I run local inference on NVIDIA K80s in my homelab. Each card has two GK210 GPUs, 300 watts TDP. No server chassis. No datacenter airflow. Just a workstation, and the laws of thermodynamics working against you.
The K80 is a passive card — no onboard fan. It was designed for rack servers with forced front-to-back airflow. Take it out of that environment, and you need to solve cooling yourself. And cooling means fans. Fans mean noise and vibration. Vibration, if uncontrolled, means mechanical stress that cracks silicon in 6-12 months.
I built a cooling solution and recorded it under load. To measure vibration I placed foam on the card as a visual indicator. You have to compare frame by frame to notice it moves at all.

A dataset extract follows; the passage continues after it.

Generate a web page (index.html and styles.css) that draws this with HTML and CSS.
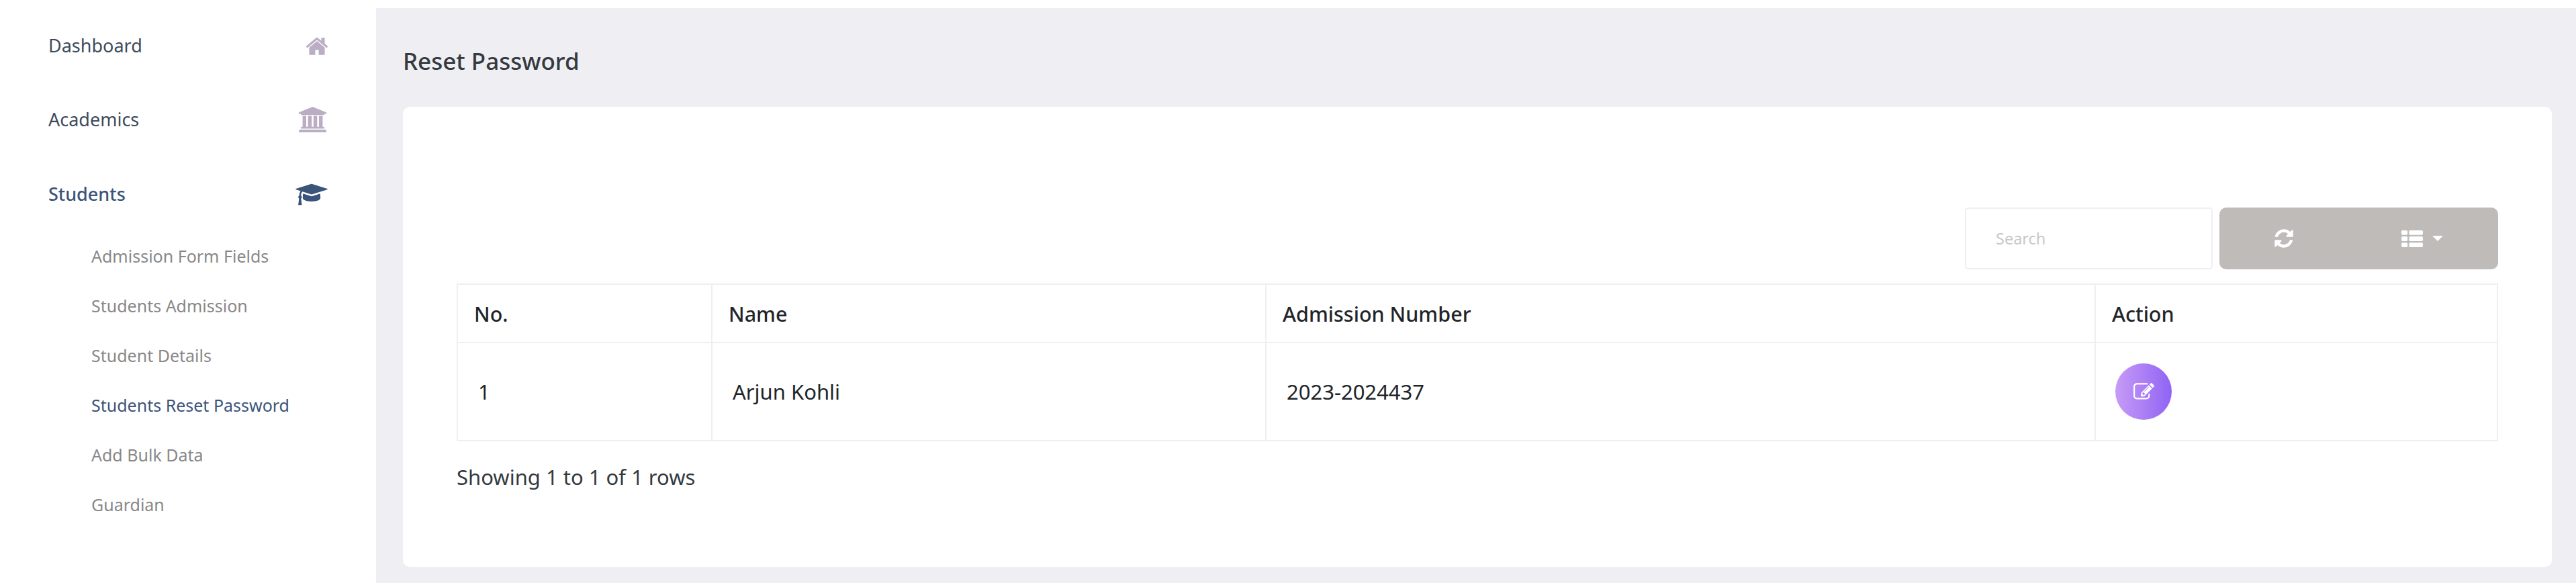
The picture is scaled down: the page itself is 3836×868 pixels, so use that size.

Then I scaled it up. 12-hour stress test across 4 K80 boards — 8 GPUs total, all at 100% utilization. Over 1,100 watts of sustained thermal dissipation.
The result: temperatures between 35°C and 52°C across all 8 GPUs. Stable. Flat. For 12 hours straight.
35°C under full load on a passive GPU in a homelab. There are gaming cards with active cooling that run hotter.
A K80 costs about €80. An H100 costs about €40,000. The physics of vibration and thermal stress are the same on both. But the cost of getting it wrong is not.
That is why I experiment on K80s. Not because they are the best inference card. But because they are the cheapest way to validate that a cooling and mounting solution actually works under sustained real-world thermal load — before scaling to hardware where a failure is not an €80 mistake.
Self-hosting AI on real hardware is not just a software problem. It is a thermal problem, an acoustic problem, and a mechanical problem.
The engineering discipline is: validate cheap, deploy expensive.